I thought that’s what I was doing with Ubuntu?

Heck, I’m not sure how to pronounce “Ubuntu.”

**@Slash1972 **Ok, my reply above was smart-ass. The real reason is that I am pleased with Win7 and not so much with Win10. As you know, support for that is nearing termination very soon and I need something to fall back to. Finances, while not critical, really don’t support buying new machines (Apple or PC) and, besides, all our current machines are still working fine for what we need them to do.

I am probably going to regret asking this, but what is this disagreement and what is the reasoning behind it?

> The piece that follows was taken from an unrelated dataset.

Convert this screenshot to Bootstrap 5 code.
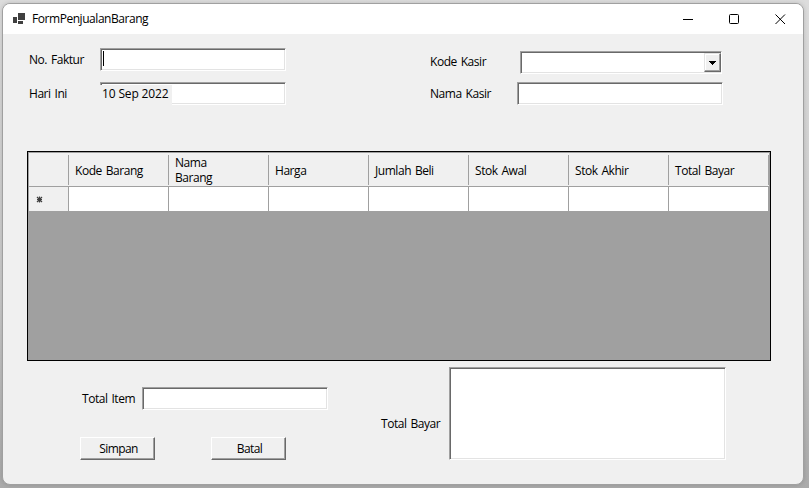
<!DOCTYPE html>
<html lang="id">
<head>
<meta charset="utf-8">
<title>FormPenjualanBarang</title>
<link href="https://cdn.jsdelivr.net/npm/bootstrap@5.3.0/dist/css/bootstrap.min.css" rel="stylesheet">
<style>
html,body{height:100%}
body{font:12px/15px "Open Sans","Noto Sans",sans-serif;letter-spacing:-.45px;word-spacing:1.2px;color:#000;background:linear-gradient(#dcdcdc,#c8c8c8 60%,#aaa);padding:3px 5px 3px 2px;overflow:hidden}
.win{width:802px;height:482px;border:1px solid #a0a0a0;border-radius:8px;background:#f0f0f0;box-shadow:0 0 4px rgba(0,0,0,.15)}
.titlebar{height:30px;background:#fff;padding:0 17px 0 10px}
.titlebar .caption{margin:-1px 0 0 6px}
.tools{gap:35px}
.sunken{background:#fff;height:23px;border:1px solid;border-color:#a0a0a0 #fff #fff #a0a0a0;box-shadow:inset 1px 1px #696969,inset -1px -1px #e3e3e3}
.w-std{width:186px}
.raised{background:#f0f0f0;color:#000;border:1px solid;border-color:#fff #696969 #696969 #fff;box-shadow:inset -1px -1px #a0a0a0}
.head-fields{height:117px;padding:14px 80px 0 26px}
.lbl-a{width:71px}
.lbl-b{width:87px}
.kode{margin-top:-2px}
.caret{width:1px;height:15px;background:#000;margin:2px 0 0 2px}
.today{width:72px;height:20px;background:#f0f0f0;margin:2px 0 0 -1px;padding:1px 0 0 2px;letter-spacing:-.15px;word-spacing:0}
.combo{width:202px;margin-left:3px;padding:1px 0}
.drop{width:17px;height:19px;border-color:#e3e3e3 #696969 #696969 #e3e3e3;box-shadow:inset -1px -1px #a0a0a0,inset 1px 1px #fff}
.grid-view{width:744px;height:210px;margin-left:24px;background:#a0a0a0;border:1px solid #000;padding:1px 0 0 1px}
.hrow{width:740px;height:34px;background:#f0f0f0;border-bottom:1px solid #a0a0a0;padding:2px 0 1px}
.hcell{width:100px;padding:0 6px;border-right:1px solid #a0a0a0}
.hrow>.hcell:first-child,.drow>.cell:first-child{width:40px}
.drow{width:740px;height:24px}
.cell{width:100px;background:#fff;border-right:1px solid #a0a0a0}
.drow>.cell:first-child{background:#f0f0f0;padding:1px 0 0 7px}
.foot{padding:6px 77px 0 77px}
.foot-left{padding-top:20px}
.item-lbl{width:60px;margin-left:2px}
.push{width:75px;height:23px;letter-spacing:-.6px}
.push span{padding-left:2px}
.gap-btn{gap:56px;margin-top:27px}
.memo{width:277px;height:93px}
.total-lbl{width:68px;padding-top:49px}
</style>
<script src="https://cdn.jsdelivr.net/npm/bootstrap@5.3.0/dist/js/bootstrap.bundle.min.js"></script>
</head>
<body>
<div class="win d-flex flex-column overflow-hidden">
  <header class="titlebar d-flex align-items-center justify-content-between">
    <div class="d-flex align-items-center">
      <svg width="13" height="12" shape-rendering="crispEdges" fill="#404040"><path d="M5 0h7v7H5zM0 4h4v6H0zM5 8h5v3H5z"/></svg>
      <span class="caption">FormPenjualanBarang</span>
    </div>
    <div class="tools d-flex align-items-center">
      <svg width="11" height="11"><path d="M0 5.5h10" stroke="#000"/></svg>
      <svg width="11" height="11"><rect x=".5" y=".5" width="9" height="9" rx="1" fill="none" stroke="#000"/></svg>
      <svg width="11" height="11"><path d="M.5.5l9.5 9.5M10 .5L.5 10" stroke="#000"/></svg>
    </div>
  </header>
  <section class="head-fields d-flex justify-content-between">
    <div class="d-flex flex-column">
      <div class="d-flex align-items-center"><label class="lbl-a">No. Faktur</label><div class="sunken w-std"><div class="caret"></div></div></div>
      <div class="d-flex align-items-center" style="margin-top:11px"><label class="lbl-a">Hari Ini</label><div class="sunken w-std"><div class="today">10 Sep 2022</div></div></div>
    </div>
    <div class="d-flex flex-column" style="padding-top:3px">
      <div class="d-flex align-items-center"><label class="lbl-b kode">Kode Kasir</label>
        <div class="sunken combo d-flex justify-content-end"><div class="drop raised d-flex align-items-center justify-content-center"><svg width="7" height="4" shape-rendering="crispEdges"><path d="M0 0h7v1H6v1H5v1H4v1H3V3H2V2H1V1H0z"/></svg></div></div></div>
      <div class="d-flex align-items-center mt-2"><label class="lbl-b">Nama Kasir</label><div class="sunken" style="width:206px"></div></div>
    </div>
  </section>
  <section class="grid-view">
    <div class="hrow d-flex">
      <div class="hcell"></div>
      <div class="hcell d-flex align-items-center">Kode Barang</div>
      <div class="hcell d-flex align-items-center"><span>Nama<br>Barang</span></div>
      <div class="hcell d-flex align-items-center">Harga</div>
      <div class="hcell d-flex align-items-center">Jumlah Beli</div>
      <div class="hcell d-flex align-items-center">Stok Awal</div>
      <div class="hcell d-flex align-items-center">Stok Akhir</div>
      <div class="hcell d-flex align-items-center">Total Bayar</div>
    </div>
    <div class="drow d-flex">
      <div class="cell d-flex align-items-center"><svg width="7" height="7"><path d="M3.5.5v6M1 3.5h5M1 1l5 5M6 1L1 6" stroke="#404040" stroke-width="1.2"/></svg></div>
      <div class="cell"></div><div class="cell"></div><div class="cell"></div><div class="cell"></div><div class="cell"></div><div class="cell"></div><div class="cell"></div>
    </div>
  </section>
  <section class="foot d-flex justify-content-between">
    <div class="foot-left">
      <div class="d-flex align-items-center"><label class="item-lbl">Total Item</label><div class="sunken w-std"></div></div>
      <div class="d-flex gap-btn"><button class="raised push p-0"><span>Simpan</span></button><button class="raised push p-0"><span>Batal</span></button></div>
    </div>
    <div class="d-flex"><label class="total-lbl">Total Bayar</label><div class="sunken memo"></div></div>
  </section>
</div>
</body>
</html>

If you prefer to use dir over ls then that’s understandable. The options work slightly differently. Maybe some of them are more convenient than others. The unfamiliar is always uncomfortable for a while.

If you judge dir as being superior to something you haven’t bothered learning, then that’s just ignorance.

If you disagree that Unix should have different commands from Windows/DOS, knowing that both Unix and ls predate DOS/Windows by at least a decade… I’m not sure what to say except have fun arguing with your OS.

No, it’s simple preference. No good reason whatsoever except for the inane belief that whatever I learned first must be the best and only way to do it. :slight_smile:

And I don’t so much argue with my OS as much as I yell at it for allowing me to do what I told it to do in the first place.

Well, there are many people who appease their muscle memory by putting alias dir=‘ls -l’ into their ~/.bash_profile

Muscle memory is indeed a force to be reckoned with, and Linux provides a thousand ways to make that work for you instead of against you.